4th April 1836

Leith petition fails to save a man

Charles Donaldson killed his wife when he came home and found her drunk one night in November 1835. A broadside – effectively a handbill – describing his execution on 4 April 1836 explained how he had dragged her from her bed, “struck her repeatedly upon the head with a frying pan until she became insensible… in this state she was put to bed where she continued in a state of stupor and died on Wednesday evening [two days later]”.

The man stood trial and was convicted of her murder, but the jury recommended that he be shown mercy, despite the violent killing.

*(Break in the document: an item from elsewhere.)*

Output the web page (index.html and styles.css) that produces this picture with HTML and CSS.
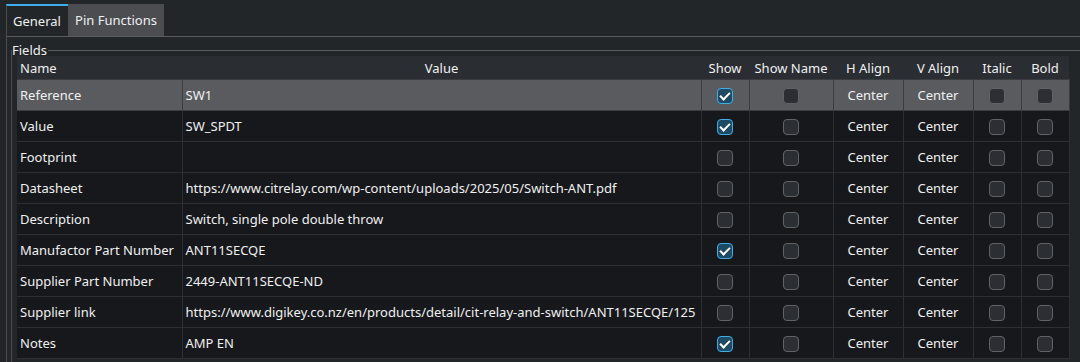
FILE: index.html
```html
<!DOCTYPE html>
<html lang="en">
<head>
  <meta charset="UTF-8">
  <title>Symbol Properties</title>
  <link rel="stylesheet" href="styles.css">
</head>
<body>

<div class="tabs">
  <div class="tab activo">General</div>
  <div class="tab pines">Pin Functions</div>
</div>

<div class="panel">
  <div class="grupo">
    <div class="grupo-titulo"><span>Fields</span></div>
    <div class="grupo-cuerpo">
      <table class="campos">
        <colgroup>
          <col style="width:165px">
          <col style="width:519px">
          <col style="width:48px">
          <col style="width:84px">
          <col style="width:70px">
          <col style="width:70px">
          <col style="width:48px">
          <col style="width:48px">
        </colgroup>
        <thead>
          <tr>
            <th class="izq">Name</th>
            <th>Value</th>
            <th>Show</th>
            <th>Show Name</th>
            <th>H Align</th>
            <th>V Align</th>
            <th>Italic</th>
            <th>Bold</th>
          </tr>
        </thead>
        <tbody>
          <tr class="sel">
            <td>Reference</td><td>SW1</td>
            <td class="c"><span class="chk on"></span></td><td class="c"><span class="chk"></span></td>
            <td class="c">Center</td><td class="c">Center</td>
            <td class="c"><span class="chk"></span></td><td class="c"><span class="chk"></span></td>
          </tr>
          <tr>
            <td>Value</td><td>SW_SPDT</td>
            <td class="c"><span class="chk on"></span></td><td class="c"><span class="chk"></span></td>
            <td class="c">Center</td><td class="c">Center</td>
            <td class="c"><span class="chk"></span></td><td class="c"><span class="chk"></span></td>
          </tr>
          <tr>
            <td>Footprint</td><td></td>
            <td class="c"><span class="chk"></span></td><td class="c"><span class="chk"></span></td>
            <td class="c">Center</td><td class="c">Center</td>
            <td class="c"><span class="chk"></span></td><td class="c"><span class="chk"></span></td>
          </tr>
          <tr>
            <td>Datasheet</td><td>https://www.citrelay.com/wp-content/uploads/2025/05/Switch-ANT.pdf</td>
            <td class="c"><span class="chk"></span></td><td class="c"><span class="chk"></span></td>
            <td class="c">Center</td><td class="c">Center</td>
            <td class="c"><span class="chk"></span></td><td class="c"><span class="chk"></span></td>
          </tr>
          <tr>
            <td>Description</td><td>Switch, single pole double throw</td>
            <td class="c"><span class="chk"></span></td><td class="c"><span class="chk"></span></td>
            <td class="c">Center</td><td class="c">Center</td>
            <td class="c"><span class="chk"></span></td><td class="c"><span class="chk"></span></td>
          </tr>
          <tr>
            <td>Manufactor Part Number</td><td>ANT11SECQE</td>
            <td class="c"><span class="chk on"></span></td><td class="c"><span class="chk"></span></td>
            <td class="c">Center</td><td class="c">Center</td>
            <td class="c"><span class="chk"></span></td><td class="c"><span class="chk"></span></td>
          </tr>
          <tr>
            <td>Supplier Part Number</td><td>2449-ANT11SECQE-ND</td>
            <td class="c"><span class="chk"></span></td><td class="c"><span class="chk"></span></td>
            <td class="c">Center</td><td class="c">Center</td>
            <td class="c"><span class="chk"></span></td><td class="c"><span class="chk"></span></td>
          </tr>
          <tr>
            <td>Supplier link</td><td>https://www.digikey.co.nz/en/products/detail/cit-relay-and-switch/ANT11SECQE/125</td>
            <td class="c"><span class="chk"></span></td><td class="c"><span class="chk"></span></td>
            <td class="c">Center</td><td class="c">Center</td>
            <td class="c"><span class="chk"></span></td><td class="c"><span class="chk"></span></td>
          </tr>
          <tr>
            <td>Notes</td><td>AMP EN</td>
            <td class="c"><span class="chk on"></span></td><td class="c"><span class="chk"></span></td>
            <td class="c">Center</td><td class="c">Center</td>
            <td class="c"><span class="chk"></span></td><td class="c"><span class="chk"></span></td>
          </tr>
        </tbody>
      </table>
    </div>
  </div>
</div>

</body>
</html>
```

FILE: styles.css
```css
body {
  font-family: 'Noto Sans', sans-serif;
  font-size: 13px;
  color: #eff0f1;
  background-color: #232629;
  margin: 0;
  height: 362px;
  overflow: hidden;
}

.tabs {
  display: flex;
  padding: 4px 0 0 6px;
  height: 32px;
}

.tab {
  height: 32px;
  line-height: 32px;
  padding: 0 6px;
  background-color: #4b4d51;
  box-sizing: border-box;
}

.tab.activo {
  width: 62px;
  background-color: #232629;
  border-top: 2px solid #3daee9;
  border-left: 1px solid #4b4d51;
  line-height: 30px;
}

.tab.pines {
  width: 96px;
  text-align: center;
}

.panel {
  border-top: 1px solid #5a5c60;
  border-left: 1px solid #4b4d51;
  margin-left: 6px;
  padding: 4px 0 0 4px;
  height: 326px;
  box-sizing: border-box;
  overflow: hidden;
}

.grupo-titulo {
  display: flex;
  align-items: center;
  height: 20px;
  margin-top: -1px;
}

.grupo-titulo span {
  padding: 0 1px;
}

.grupo-titulo::after {
  content: '';
  flex: 1;
  border-top: 1px solid #5a5c60;
}

.grupo-cuerpo {
  border-left: 1px solid #4b4d51;
  margin-top: -10px;
  padding: 6px 0 0 5px;
  height: 400px;
}

.campos {
  border-collapse: collapse;
  table-layout: fixed;
  width: 1052px;
}

.campos th {
  background-color: #2a2d31;
  font-weight: normal;
  height: 23px;
  padding: 0;
  text-align: center;
  white-space: nowrap;
}

.campos th.izq {
  text-align: left;
  padding-left: 3px;
}

.campos td {
  background-color: #17181b;
  height: 30px;
  padding: 0 2px 0 3px;
  border: 1px solid #2d2f33;
  white-space: nowrap;
  overflow: hidden;
}

.campos tr td:first-child {
  border-left: none;
}

.campos td.c {
  text-align: center;
  padding: 0;
}

.campos tr.sel td {
  background-color: #5a5b5f;
  border-color: #3a3c40;
}

.chk {
  display: inline-block;
  width: 14px;
  height: 14px;
  border: 1px solid #5f6267;
  border-radius: 4px;
  background-color: #2b2e33;
  vertical-align: middle;
  position: relative;
}

.chk.on {
  border-color: #3daee9;
  background-color: #1e4a62;
}

.chk.on::after {
  content: '';
  position: absolute;
  left: 4px;
  top: 1px;
  width: 4px;
  height: 8px;
  border-right: 2px solid #ffffff;
  border-bottom: 2px solid #ffffff;
  transform: rotate(45deg);
}
```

The judge thought differently, and sentenced the man to hang.

Neighbours’ support

It’s said that Donaldson, who had been a resident of Leith, had still held out hope that he could escape the noose throughout his subsequent imprisonment, and it seemed that his old neighbours thought likewise. The Scotsman of 2 April 1836 wrote that “a strong feeling has been excited in this place [Leith] to have the punishment commuted, not so much from the circumstance of Donaldson being a native of Leith, as from the high provocation he received from his wife, which led to the crime for which he is to suffer”.

A petition calling for his life to be saved attracted 130 signatures and was submitted to the secretary of state. Alas – for Donaldson – it was unsuccessful, and the secretary of state replied that he couldn’t recommend clemency to the king.

Poorly attended execution

Donaldson met his end on the scaffold at Edinburgh. The Caledonian Mercury of 4 April carried details of the execution. “Although he is only forty-six years of age, he walked with great effort, and had all the appearance of a decrepid [sic] man… from his weak state, he died with little or no struggle; and the body, after hanging the usual time, was lowered into a shell, preparatory to being interred within the precincts of the jail, conform to the sentence of the court.”

Although his execution was reported in the papers, it didn’t attract a large crowd. Further, despite suffering such a horrible death, there seemed to be little sympathy for Donaldson’s wife, either, whom the Globe of 7 April described as “a woman of very dissipated habits”.